3.5. Bens que Podem Ser Objeto de Consórcio
Originalmente, mesmo antes da regulamentação e intervenção oficial no sistema, seu objeto principal eram veículos automotores, em especial os carros de passeio. Atualmente, com a evolução e disseminação, o consórcio passou a ampliar seu público alvo para inúmeras espécies de bens de consumo.

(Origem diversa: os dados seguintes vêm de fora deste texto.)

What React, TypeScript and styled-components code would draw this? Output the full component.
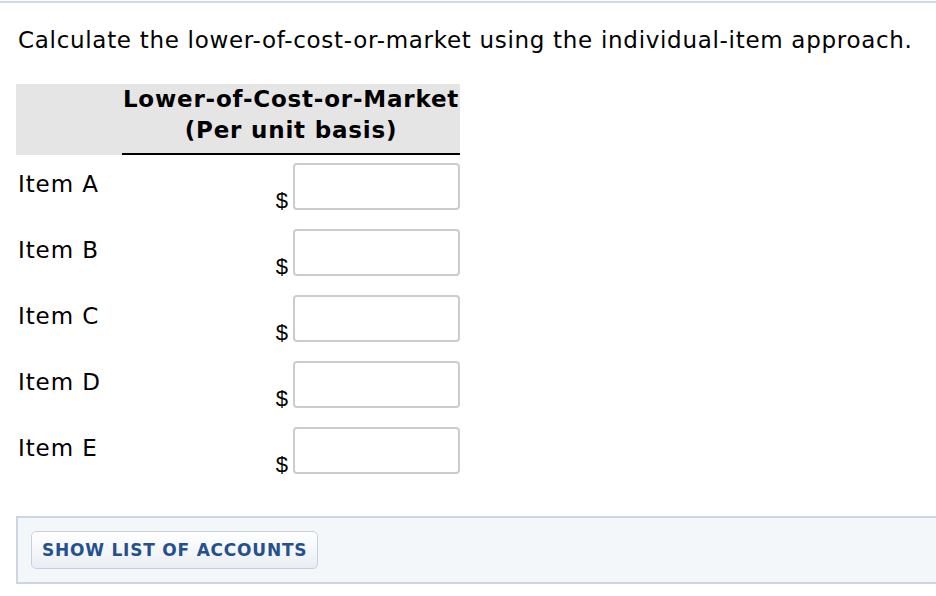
import React, { useState } from "react";
import styled, { createGlobalStyle } from "styled-components";

const GlobalStyle = createGlobalStyle`
    html, body {
        margin: 0;
        padding: 0;
        background: #ffffff;
    }
    body {
        font-family: Verdana, "DejaVu Sans", sans-serif;
        color: #000000;
    }
`;

const items = ["Item A", "Item B", "Item C", "Item D", "Item E"];

const App: React.FC = () => {
    const [values, setValues] = useState<string[]>(items.map(() => ""));

    const handleChange = (idx: number) => (e: React.ChangeEvent<HTMLInputElement>) => {
        const next = [...values];
        next[idx] = e.target.value;
        setValues(next);
    };

    return (
        <Page>
            <GlobalStyle />
            <TopRule />
            <Question>Calculate the lower-of-cost-or-market using the individual-item approach.</Question>
            <Table>
                <HeaderRow>
                    <LabelHead />
                    <ValueHead>
                        Lower-of-Cost-or-Market
                        <br />
                        (Per unit basis)
                    </ValueHead>
                </HeaderRow>
                {items.map((item, idx) => (
                    <ItemRow key={item}>
                        <ItemLabel>{item}</ItemLabel>
                        <ValueCell>
                            <Dollar>$</Dollar>
                            <AmountInput value={values[idx]} onChange={handleChange(idx)} />
                        </ValueCell>
                    </ItemRow>
                ))}
            </Table>
            <AccountsPanel>
                <BtnAccounts>SHOW LIST OF ACCOUNTS</BtnAccounts>
            </AccountsPanel>
        </Page>
    );
};

const Page = styled.div`
    width: 936px;
    height: 596px;
    overflow: hidden;
    padding-top: 1px;
    box-sizing: border-box;
`;

const TopRule = styled.div`
    height: 2px;
    background-color: #d3d9e3;
`;

const Question = styled.p`
    margin: 24px 0 0 18px;
    font-size: 23px;
    letter-spacing: 0.7px;
    line-height: 26px;
    white-space: nowrap;
`;

const Table = styled.div`
    margin: 31px 0 0 16px;
    width: 444px;
`;

const HeaderRow = styled.div`
    display: flex;
    height: 71px;
    background-color: #e5e5e5;
`;

const LabelHead = styled.div`
    width: 106px;
`;

const ValueHead = styled.div`
    flex: 1;
    box-sizing: border-box;
    border-bottom: 2px solid #000000;
    text-align: center;
    font-weight: bold;
    font-size: 23px;
    letter-spacing: 0.8px;
    line-height: 31px;
    white-space: nowrap;
`;

const ItemRow = styled.div`
    display: flex;
    justify-content: space-between;
    height: 66px;
`;

const ItemLabel = styled.div`
    padding: 16px 0 0 2px;
    font-size: 23px;
    letter-spacing: 0.9px;
    line-height: 26px;
`;

const ValueCell = styled.div`
    display: flex;
    align-items: flex-end;
    height: 47px;
    margin-top: 8px;
`;

const Dollar = styled.span`
    font-family: "Liberation Sans", Arial, sans-serif;
    font-size: 22px;
    line-height: 22px;
    margin-right: 5px;
    margin-bottom: -2px;
`;

const AmountInput = styled.input`
    width: 167px;
    height: 47px;
    box-sizing: border-box;
    border: 2px solid #cccccc;
    border-radius: 4px;
    padding: 0 8px;
    font-size: 18px;
    font-family: "Liberation Sans", Arial, sans-serif;
    outline: none;
`;

const AccountsPanel = styled.div`
    margin: 31px -10px 0 16px;
    height: 68px;
    box-sizing: border-box;
    padding: 13px 0 0 13px;
    border: 2px solid #cdd5e0;
    background-color: #f4f7fa;
`;

const BtnAccounts = styled.button`
    height: 38px;
    padding: 0 10px;
    border: 1px solid #c7d1de;
    border-radius: 5px;
    background: linear-gradient(#ffffff, #e9eef4);
    color: #24508d;
    font-family: Verdana, "DejaVu Sans", sans-serif;
    font-weight: bold;
    font-size: 17px;
    letter-spacing: 0.78px;
    cursor: pointer;
`;

export default App;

De acordo com as normas oficiais vigentes, notadamente as Circulares n. 2.196, de 30/6/92, 2.230, de 23/9/92, 2.386, de 2/12/93, e 2.312, de 26/5/93, todas do Banco Central do Brasil, e a Portaria n. 28, de 5/3/90, do Ministério da Fazenda, podem ser objetos de grupos de consórcio os seguintes bens:
1. automóveis nacionais e importados novo;
2. utilitários;
3. caminhões;
4. ônibus e microônibus;
5. tratores;
6. máquinas e equipamentos agrícolas;
7. camionetas;
8. motocicletas e motonetas;
9. aeronaves;
10. barcos;
11. buggies;
12. eletrônicos e eletrodomésticos;
13. kits de casas préfabricadas;
14. imóveis residenciais;
15. bilhetes de passagens aéreas e outros.27
Perceba-se que a própria norma optou por tornar o rol expressamente exemplificativo ao incluir o termo outros em seu texto.
Vale mencionar que até então existia uma resistência legal que limitava o sistema apenas à bens duráveis, o que acabou balizado pela previsão dos bilhetes de passagens aéreas, indubitavelmente não duráveis.
Portanto, definitivamente, a qualidade do bem objeto deixou de ser fator de condição legal. Está o sistema, limitado apenas as leis mercadológicas da oferta e procura quanto ao objeto. Nada impede a criação, por exemplo, de grupos destinados à contemplação de pneus, senão a quantidade de interessados nesse fim.